In the sphere of illegal work, thanks to the Bureau’s moving here, more has been done than before. We are moving ahead, even if slowly. We are publishing illegally more than others. But we have no money. If we get help, we shall also publish Rabochaya Gazeta, etc.
Illegal work can be helped from abroad only by visits. Then help is very important in the form of new connections (1) letters; (2) chance visits; (3) passports; (4) etc., etc. What is being done in this respect is not enough. Only one per cent is being done in the localities abroad of what could be done.

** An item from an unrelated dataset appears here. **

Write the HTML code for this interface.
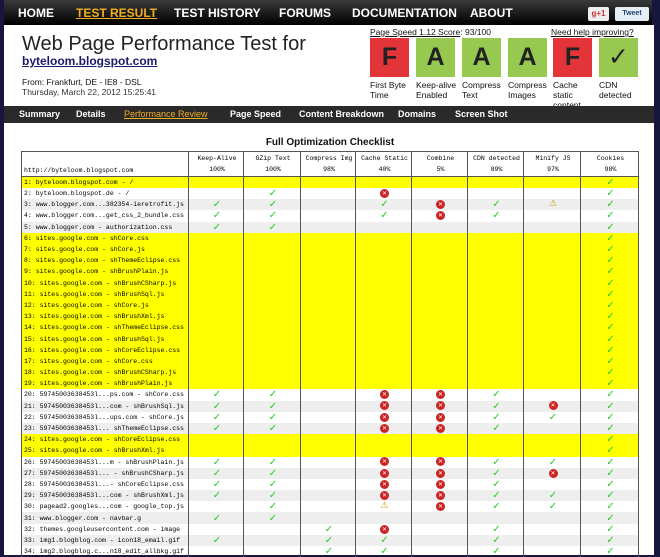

The most important thing right now is to help Pravda to pull through. And it is getting poor help. One man in Vienna (Bukharin) is making an effort. But nothing is being done in the other cities! No one writes regular reports. No one makes collections. No one collects interesting local books and pamphlets for dispatch here ...[1] material for interesting articles. Comrades, we must give more thought to these things! For example, who among the Social-Democrats at Neuenburg in Switzerland ... has done anything? What has been done about it?
All the best....
P.S. Please send this letter to Yuri, for him to pass on to Antonov in Paris, and from there on to Vienna. To this day, we have not yet found out whether Plekhanov had spoken at the October meeting of the Bureau on unity with the S.R.s (cf. Martov in No. 37 of Luch.[7]) Didn’t anyone make inquiries about this with Rubanovich, or N&ewhatthe;mec, or Huysmans, or anyone else?

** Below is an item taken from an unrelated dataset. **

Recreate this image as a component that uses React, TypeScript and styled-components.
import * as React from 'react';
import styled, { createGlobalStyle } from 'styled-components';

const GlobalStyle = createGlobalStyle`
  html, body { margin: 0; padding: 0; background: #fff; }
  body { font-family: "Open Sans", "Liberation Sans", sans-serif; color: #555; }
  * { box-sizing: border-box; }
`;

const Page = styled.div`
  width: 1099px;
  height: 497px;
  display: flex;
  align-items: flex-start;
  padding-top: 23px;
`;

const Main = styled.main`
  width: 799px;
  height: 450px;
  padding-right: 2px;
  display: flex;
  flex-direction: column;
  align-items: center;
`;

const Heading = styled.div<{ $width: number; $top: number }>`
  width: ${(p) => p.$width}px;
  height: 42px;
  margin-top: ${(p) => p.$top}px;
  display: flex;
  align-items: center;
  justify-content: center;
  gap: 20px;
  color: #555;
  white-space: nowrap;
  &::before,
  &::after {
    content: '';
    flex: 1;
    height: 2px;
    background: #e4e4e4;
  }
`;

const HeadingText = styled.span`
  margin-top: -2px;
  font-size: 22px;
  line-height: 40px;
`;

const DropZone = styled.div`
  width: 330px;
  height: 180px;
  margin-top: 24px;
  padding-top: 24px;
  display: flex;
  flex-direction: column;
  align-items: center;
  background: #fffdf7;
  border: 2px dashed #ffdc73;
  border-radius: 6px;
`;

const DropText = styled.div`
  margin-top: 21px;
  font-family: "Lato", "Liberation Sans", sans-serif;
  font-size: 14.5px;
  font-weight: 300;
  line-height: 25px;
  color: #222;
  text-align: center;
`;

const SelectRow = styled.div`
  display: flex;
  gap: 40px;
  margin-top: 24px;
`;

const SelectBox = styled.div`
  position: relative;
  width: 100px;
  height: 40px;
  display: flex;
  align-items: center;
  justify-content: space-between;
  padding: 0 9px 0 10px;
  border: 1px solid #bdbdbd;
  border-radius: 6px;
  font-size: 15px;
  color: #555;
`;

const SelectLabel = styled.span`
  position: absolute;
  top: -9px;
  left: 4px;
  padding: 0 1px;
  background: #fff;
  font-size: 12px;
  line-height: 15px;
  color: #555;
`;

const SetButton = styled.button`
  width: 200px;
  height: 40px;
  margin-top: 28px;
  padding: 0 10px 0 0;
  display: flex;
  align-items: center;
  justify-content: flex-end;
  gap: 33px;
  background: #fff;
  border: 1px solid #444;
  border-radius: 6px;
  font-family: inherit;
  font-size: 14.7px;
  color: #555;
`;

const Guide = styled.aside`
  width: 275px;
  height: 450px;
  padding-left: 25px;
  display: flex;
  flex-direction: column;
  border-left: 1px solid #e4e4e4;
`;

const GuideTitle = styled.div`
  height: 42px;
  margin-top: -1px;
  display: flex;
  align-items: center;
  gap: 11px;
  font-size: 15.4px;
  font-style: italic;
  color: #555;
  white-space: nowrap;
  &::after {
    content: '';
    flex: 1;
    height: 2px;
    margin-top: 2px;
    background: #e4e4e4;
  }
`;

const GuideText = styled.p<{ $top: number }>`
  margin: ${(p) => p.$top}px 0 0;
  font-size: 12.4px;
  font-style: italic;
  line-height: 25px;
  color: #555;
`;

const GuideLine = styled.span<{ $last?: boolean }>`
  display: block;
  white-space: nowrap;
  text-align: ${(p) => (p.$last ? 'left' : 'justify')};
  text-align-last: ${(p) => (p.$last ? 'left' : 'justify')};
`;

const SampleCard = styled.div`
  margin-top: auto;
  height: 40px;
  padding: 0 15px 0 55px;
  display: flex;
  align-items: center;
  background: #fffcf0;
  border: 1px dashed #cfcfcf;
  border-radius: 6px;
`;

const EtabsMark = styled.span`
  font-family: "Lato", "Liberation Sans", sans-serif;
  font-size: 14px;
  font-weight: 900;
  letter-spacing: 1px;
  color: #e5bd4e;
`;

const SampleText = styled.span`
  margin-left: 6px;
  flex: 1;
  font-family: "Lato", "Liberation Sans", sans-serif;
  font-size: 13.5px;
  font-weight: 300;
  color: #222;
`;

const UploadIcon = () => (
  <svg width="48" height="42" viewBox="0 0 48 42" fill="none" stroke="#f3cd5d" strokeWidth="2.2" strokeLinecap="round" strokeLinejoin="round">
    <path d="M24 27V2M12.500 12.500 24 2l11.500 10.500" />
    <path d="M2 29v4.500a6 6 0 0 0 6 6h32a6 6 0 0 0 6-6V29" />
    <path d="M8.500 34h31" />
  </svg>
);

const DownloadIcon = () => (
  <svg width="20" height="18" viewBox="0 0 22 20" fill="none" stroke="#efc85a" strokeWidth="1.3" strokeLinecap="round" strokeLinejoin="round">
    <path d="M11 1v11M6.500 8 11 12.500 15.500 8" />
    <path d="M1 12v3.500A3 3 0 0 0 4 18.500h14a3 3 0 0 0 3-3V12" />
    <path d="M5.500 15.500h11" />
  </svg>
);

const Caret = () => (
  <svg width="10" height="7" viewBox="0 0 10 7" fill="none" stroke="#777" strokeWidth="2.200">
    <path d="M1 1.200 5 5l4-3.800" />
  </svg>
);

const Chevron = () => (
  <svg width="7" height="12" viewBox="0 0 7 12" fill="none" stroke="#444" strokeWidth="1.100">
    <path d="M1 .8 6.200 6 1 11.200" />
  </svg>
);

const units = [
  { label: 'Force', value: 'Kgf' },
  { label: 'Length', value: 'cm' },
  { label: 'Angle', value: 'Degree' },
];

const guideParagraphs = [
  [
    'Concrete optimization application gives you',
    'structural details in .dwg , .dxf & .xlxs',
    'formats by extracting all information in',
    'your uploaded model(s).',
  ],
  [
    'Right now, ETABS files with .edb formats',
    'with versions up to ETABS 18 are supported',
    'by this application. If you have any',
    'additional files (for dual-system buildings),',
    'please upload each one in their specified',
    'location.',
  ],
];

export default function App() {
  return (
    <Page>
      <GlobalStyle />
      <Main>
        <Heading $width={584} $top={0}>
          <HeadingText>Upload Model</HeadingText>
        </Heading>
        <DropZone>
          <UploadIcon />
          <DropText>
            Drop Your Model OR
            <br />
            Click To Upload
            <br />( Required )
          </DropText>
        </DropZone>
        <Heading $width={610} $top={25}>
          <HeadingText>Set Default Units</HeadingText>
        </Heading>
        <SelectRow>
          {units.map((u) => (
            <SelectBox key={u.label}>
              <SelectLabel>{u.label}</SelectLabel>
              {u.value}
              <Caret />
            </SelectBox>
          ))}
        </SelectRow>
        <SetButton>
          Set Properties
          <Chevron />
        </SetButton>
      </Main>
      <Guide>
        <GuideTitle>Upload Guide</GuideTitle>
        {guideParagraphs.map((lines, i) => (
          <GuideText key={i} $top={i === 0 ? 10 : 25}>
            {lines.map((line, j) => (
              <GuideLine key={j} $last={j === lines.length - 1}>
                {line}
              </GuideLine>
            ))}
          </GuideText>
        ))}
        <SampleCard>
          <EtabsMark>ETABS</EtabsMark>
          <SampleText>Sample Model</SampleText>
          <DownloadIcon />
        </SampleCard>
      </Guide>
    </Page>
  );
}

[1] An illegible word in the copy at this point looks like “as”.—Ed.
[2] The report of the R.S.D.L.P. C.C. delegation on the Basle Congress of the Second International. The report appeared in No. 30 of the newspaper Sotsial-Demokrat on January 12 (25), 1913.
[3] The withdrawal of six representatives of the C.C. from the R.S.D.L.P. subsection at the Basle Congress in protest against the endorsement of the credentials of the representative of the St. Petersburg Initiating Group, an organisation which was hostile to the Party and fought it.
[4] Prosveshcheniye (Enlightenment)—a legal theoretical monthly of the Bolsheviks, published in St. Petersburg from December 1911 to June 1914. The magazine was organised on Lenin’s initiative in place of Mysl (Thought), a Bolshevik journal closed down by the tsarist government. It had a circulation of up to 5,000. Lenin directed Prosveshcheniye first from Cracow and then from Poronin.
On the eve of the First World War, the magazine was closed down by the tsarist government. In the autumn of 1917, its publication was resumed, but only one (double) issue appeared.
[5] The six Bolshevik deputies in the Social-Democratic group in the Fourth Duma.
[6] See Pyaty (Londonsky) syezd RSDRP (Fifth [London] Congress of the R.S.D.L.P.). Minutes, Moscow, 1963, p. 660.
[7] Martov’s article “The International Bureau on Social-Democratic Unity” quoted Plekhanov as saying at an I.S.B. meeting in Brussels (October 28 and 29, 1912) that “the time is not far off when the Russian Social-Democrats will unite not only among themselves but also with the S.R.s”.